Another similar anomaly is the disparity between the number of available trained mediators and the demand for their services. Here, too, there is no easy explanation. Surely, the reason is not the absence of ample disputes that need resolving. In part, the disparity between demand and supply is because of the public's unfamiliarity with mediation as a powerful and helpful process, as well as the unavailability of low‐cost or freely provided mediation at a public facility analogous to the availability of adjudication in court or at a multifaceted facility, such as the “multidoor courthouse” (see Gray 2006).

The absence of reliable data presents another impediment to the greater use of ADR. At a time of fiscal constraints, legislatures that are asked to expand the public provision and financing of mediation often ask for persuasive cost–benefit data. But such data are difficult to come by. Suppose, for example, that appropriations are sought for dealing with a new mediation program for landlord–tenant disputes. Persistent questions will undoubtedly be raised by the funders about how much money will be saved by the “more effective and efficient” mediation program.

To begin with, the initial expense is usually incremental because, normally, no judges or other court officials will be laid off as part of the new program to offset the cost of hiring new personnel as mediators. Beyond that, how can we measure the precise benefits of the new mediation program? Generally, they are largely intangible, in terms of a less adversary form of dispute resolution than court, as well as having a hoped‐for longer‐lasting effect.

Another major challenge to increasing institutionalization is the push toward greater quality control. To date, no state has established general licensing requirements for mediators; the closest we have come to such requirements is court‐approved conditions (e.g., a minimum amount of training) for listing on a court panel or voluntarily meeting the requirements for listing by private professional groups. Given the substantial disagreement that still prevails about what constitutes competent mediation, as well as over the utility of the recently revised Model Standards for Mediators, it is probably wise to avoid further steps toward a mandatory scheme at this time (Moffitt 2009; Sander 2009).1 (For a discussion of issues surrounding the development of codes of ethics for mediators, see Honoroff and Opotow 2007.)

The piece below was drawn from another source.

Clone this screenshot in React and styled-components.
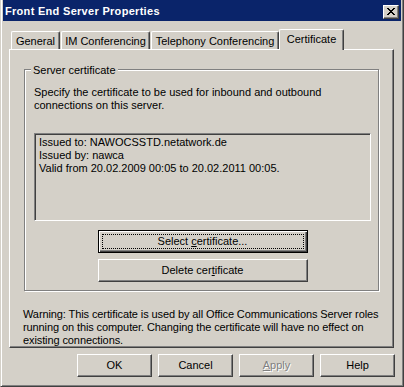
import React from 'react';
import styled, { createGlobalStyle, css } from 'styled-components';

const GlobalStyle = createGlobalStyle`
  html, body {
    margin: 0;
    padding: 0;
    background: #d4d0c8;
  }
`;

const Window = styled.div`
  box-sizing: border-box;
  width: 404px;
  height: 387px;
  padding: 0 2px 2px 2px;
  background: #d4d0c8;
  border-left: 1px solid #d4d0c8;
  border-right: 1px solid #404040;
  border-bottom: 1px solid #404040;
  box-shadow: inset 1px 0 #fff, inset -1px -1px #808080;
  display: flex;
  flex-direction: column;
  font-family: 'Liberation Sans', Arial, sans-serif;
  font-size: 11px;
  line-height: 13px;
  color: #000;
`;

const TitleBar = styled.div`
  flex: none;
  height: 21px;
  padding: 0 2px;
  background: #0a246a;
  display: flex;
  align-items: flex-start;
  justify-content: space-between;
`;

const Title = styled.div`
  padding-top: 5px;
  color: #fff;
  font-weight: bold;
  letter-spacing: 0.3px;
  white-space: nowrap;
`;

const CloseButton = styled.div`
  box-sizing: border-box;
  width: 16px;
  height: 14px;
  margin-top: 5px;
  background: #d4d0c8;
  border: 1px solid;
  border-color: #fff #404040 #404040 #fff;
  box-shadow: inset -1px -1px #808080;
  display: flex;
  align-items: center;
  justify-content: center;

  svg {
    display: block;
    margin: 0 1px 1px 0;
  }
`;

const TabStrip = styled.div`
  flex: none;
  height: 20px;
  margin: 8px 7px 0 6px;
  padding-left: 2px;
  display: flex;
  align-items: flex-end;
`;

const Tab = styled.div`
  box-sizing: border-box;
  position: relative;
  width: ${(p) => p.$width}px;
  height: 18px;
  margin-right: 1px;
  padding-top: 3px;
  text-align: center;
  white-space: nowrap;
  background: #d4d0c8;
  border-top: 1px solid #fff;
  border-left: 1px solid #fff;
  border-right: 1px solid #404040;
  border-radius: 2px 2px 0 0;
  box-shadow: inset -1px 0 #808080;

  ${(p) =>
    p.$active &&
    css`
      z-index: 2;
      height: 21px;
      margin-left: -1px;
      margin-bottom: -1px;
    `}
`;

const Panel = styled.div`
  box-sizing: border-box;
  flex: none;
  height: 299px;
  margin: 0 7px 0 6px;
  padding: 19px 14px 0;
  border-top: 1px solid #fff;
  border-left: 1px solid #fff;
  border-right: 1px solid #404040;
  border-bottom: 1px solid #404040;
  box-shadow: inset -1px -1px #808080;
  display: flex;
  flex-direction: column;
`;

const GroupBox = styled.div`
  position: relative;
  padding: 16px 7px 8px 9px;
  border: 1px solid #808080;
  box-shadow: 1px 1px 0 #fff, inset 1px 1px 0 #fff;
`;

const Legend = styled.span`
  position: absolute;
  top: -6px;
  left: 6px;
  padding: 0 2px;
  background: #d4d0c8;
  white-space: nowrap;
`;

const Lines = styled.div`
  white-space: nowrap;
`;

const InfoBox = styled.div`
  box-sizing: border-box;
  width: 337px;
  height: 88px;
  margin-top: 21px;
  padding: 2px 4px;
  border: 1px solid;
  border-color: #808080 #fff #fff #808080;
  box-shadow: inset 1px 1px #404040, inset -1px -1px #d4d0c8;
  white-space: nowrap;
`;

const ButtonStack = styled.div`
  margin-top: 9px;
  display: flex;
  flex-direction: column;
  align-items: center;
  gap: 6px;
`;

const Button = styled.button`
  box-sizing: border-box;
  width: ${(p) => p.$width}px;
  height: 23px;
  margin: 0;
  padding: 3px;
  font: inherit;
  color: #000;
  background: #d4d0c8;
  border: 1px solid;
  border-color: #fff #404040 #404040 #fff;
  border-radius: 0;
  box-shadow: inset -1px -1px #808080;
  white-space: nowrap;

  ${(p) =>
    p.$default &&
    css`
      border-color: #000;
      box-shadow: inset 1px 1px #fff, inset -1px -1px #404040, inset -2px -2px #808080;
    `}

  ${(p) =>
    p.disabled &&
    css`
      color: #808080;
      text-shadow: 1px 1px 0 #fff;
    `}
`;

const ButtonLabel = styled.span`
  box-sizing: border-box;
  height: 100%;
  display: flex;
  align-items: center;
  justify-content: center;
  border: 1px dotted ${(p) => (p.$focused ? '#000' : 'transparent')};
`;

const Warning = styled.div`
  margin: 17px 0 0 -1px;
  letter-spacing: -0.1px;
  white-space: nowrap;
`;

const DialogButtons = styled.div`
  flex: none;
  margin: 6px 6px 0 0;
  display: flex;
  justify-content: flex-end;
  gap: 6px;
`;

const CloseGlyph = () => (
  <svg width="8" height="7" viewBox="0 0 8 7" shapeRendering="crispEdges">
    <path
      fill="#000"
      d="M0 0h2v1H0zM6 0h2v1H6zM1 1h2v1H1zM5 1h2v1H5zM2 2h4v1H2zM3 3h2v1H3zM2 4h4v1H2zM1 5h2v1H1zM5 5h2v1H5zM0 6h2v1H0zM6 6h2v1H6z"
    />
  </svg>
);

const tabs = [
  { label: 'General', width: 49 },
  { label: 'IM Conferencing', width: 89 },
  { label: 'Telephony Conferencing', width: 128 },
  { label: 'Certificate', width: 65, active: true },
];

const App = () => (
  <>
    <GlobalStyle />
    <Window>
      <TitleBar>
        <Title>Front End Server Properties</Title>
        <CloseButton>
          <CloseGlyph />
        </CloseButton>
      </TitleBar>

      <TabStrip>
        {tabs.map((t) => (
          <Tab key={t.label} $width={t.width} $active={t.active}>
            {t.label}
          </Tab>
        ))}
      </TabStrip>

      <Panel>
        <GroupBox>
          <Legend>Server certificate</Legend>
          <Lines>
            Specify the certificate to be used for inbound and outbound
            <br />
            connections on this server.
          </Lines>
          <InfoBox>
            <div>Issued to: NAWOCSSTD.netatwork.de</div>
            <div>Issued by: nawca</div>
            <div>Valid from 20.02.2009 00:05 to 20.02.2011 00:05.</div>
          </InfoBox>
          <ButtonStack>
            <Button $width={210} $default>
              <ButtonLabel $focused>
                Select&nbsp;<u>c</u>ertificate...
              </ButtonLabel>
            </Button>
            <Button $width={210}>
              <ButtonLabel>
                Delete cer<u>t</u>ificate
              </ButtonLabel>
            </Button>
          </ButtonStack>
        </GroupBox>

        <Warning>
          Warning: This certificate is used by all Office Communications Server roles
          <br />
          running on this computer. Changing the certificate will have no effect on
          <br />
          existing connections.
        </Warning>
      </Panel>

      <DialogButtons>
        <Button $width={75}>
          <ButtonLabel>OK</ButtonLabel>
        </Button>
        <Button $width={75}>
          <ButtonLabel>Cancel</ButtonLabel>
        </Button>
        <Button $width={75} disabled>
          <ButtonLabel>
            <u>A</u>pply
          </ButtonLabel>
        </Button>
        <Button $width={75}>
          <ButtonLabel>Help</ButtonLabel>
        </Button>
      </DialogButtons>
    </Window>
  </>
);

export default App;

Quite aside from these difficulties just alluded to, there is also the oft‐voiced feelings of some of the founders that additional formalization and legalization threatens to rob mediation of its vaunted flexibility and creativity.

The twenty‐fifth anniversary of Negotiation Journal comes at a critical time. The recent financial crisis left us with a large number of pressing disputes — over housing foreclosures, employment and securities controversies, as well as Ponzi schemes. This will require a careful search for responsive and effective solutions, using all that we have learned about ADR, and then some. In addition, there are incipient public policy disputes that call for more creative and innovative approaches (see Susskind 2009 in this issue). From the ADR perspective, this may be a powerful teaching moment.

Happily, President Barack Obama has heralded and demonstrated a problem‐solving approach to many of the controversial issues he has faced. We should do likewise.

1.

There are now a multitude of mediation styles (evaluative, facilitative, transformative, narrative, understanding based), some of whose practitioners feel confident that their approach is the only “true” mediation. In light of that, how could one find evaluators who would fairly judge new candidates who apply to be credentialed (Jarrett 2009)?